Canon XL-H1s - digging in to the minutia...
Salutes all. First, a big thanks to folks who've posted tons of valuable info on Creative Cow forums. It's been a great resource. (Someday I'll have some actual wisdom to be able to share on these forums myself!)
In the mean time, here's a couple of questions about my new Canon XL-H1s.
Typically I record to a Firestore FS-H200 Pro recorder and pop a tape into the camera just for a backup. I've never had to use the tape for source as the Firestore's been working very nicely, (but it sure is good piece of mind to have a backup!).
Currently I'm in pre-production for an (extremely) low budget sci-fi feature and thinking of using the Canon as a B camera for some FX scenes to get a second angle per take. So, we're delving into the SDI output feature on the XL-H1s.
According to the manual the camera shoots 1080/60i and 1080/24p, 30p native). Tests we conducted by connecting the camera SDI out directly to the SDI in on an AJA Kona card showed the camera output was interlaced whether the camera was set to 60, 30 or 24 fps. Further research into the manual revealed that the camera actually down-converts the SDI output to 60i regardless of the frame rate setting and only the HDV/DV terminal (firewire 400 connector) receives the 30 or 24 progressive video (which would be the compressed signal). (Then there's the issue that the FS H200 only records 50i or 60i at 1080, so then what actually would capture the 1080/30p or 24p video from the HDV/DV terminal?).
So, even though the camera outputs a native 1080/30p and 1080/24p, this output is not available through the SDI out? If the camera really records 30 frames progressively with 1080 lines, why wouldn't you be able to capture this through the SDI out? Seems odd to me. Am I missing something here?
By the way, we did an A-B comparison between the uncompressed SDI 1080i footage and the 1440 x 1080 (quicktime) footage captured to the Firestore. There is, as you might expect, a definite quality difference between the two, (the SDI footage obviously having a lot more detail.).
After reading volumes of specs and theory it was great to actually see the difference with our own eyes!
I see you never got response to your question.
Here is some information which I quote from a review of the camera on Millimeter Magasine:
At any rate, what comes out of the HD-SDI spigot is always uncompressed 1080/60i. Newly minted synthetic progressive frames must therefore be segmented into halves in order to fit the 60i cadence. For instance in 30PsF (progressive segmented frames/second), a progressive frame's odd lines are first output, then even lines, amounting to 60 half-frames per second, all of which are reassembled into intact progressive scans upon playback. This introduces the unique irony that 30F, which began life interlaced at 60i, is output as 30PsF at 60i.

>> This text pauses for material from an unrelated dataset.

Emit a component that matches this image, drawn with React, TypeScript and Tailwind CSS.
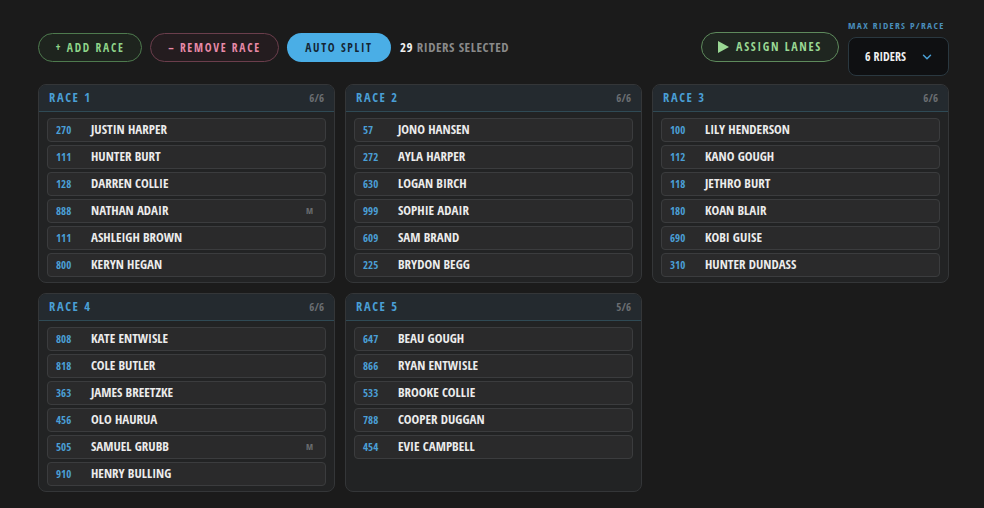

24F comes out the HD-SDI spigot as 24PsF, with 2:3 pulldown added to pad 48 half-frames into a total of 60 segments. Downstream devices like NLEs that recognize segmented progressive frames and 24p repeat flags will readily ingest Canon's PsF stream and restore either 30F or 24F “progressive” frames upon playback.
Seems like we're (once again) caught in the marketing spin that camera manufacturers and sellers are desperately throwing out to disguise the fact that none of these cameras have quite arrived at what we're all waiting for: true high-definition video. 12-15 years ago we were all in a dither about what was "broadcast quality" video. Was it Beta SP? Was it Digi-beta? Truth is, they were broadcasting all kinds of video resolutions from cameras with all kinds of specs/limitations. Now, in the dawn of HD TV, everyone is prematurely claiming to have achieved "true HD", but when really pressed to the wall, no-one, (at least in my research in the under-$20k-camera range), seems to be able to actually produce an uncompressed 1920 by 1080 native progressive output at 30 frames per second. (Someone please correct me if I've missed a camera out there that actually will!)
And spin doctors can get away with this because like "broadcast quality", "HD" isn't an exact standard with rigid specifications. At least it doesn't seem to be if you read the hyperbole dished out by camera makers and sellers.
I know it will come, and it will be soon. Everyone's racing towards the finish line. I just wish folks would be a little more honest before their camera actually arrives there.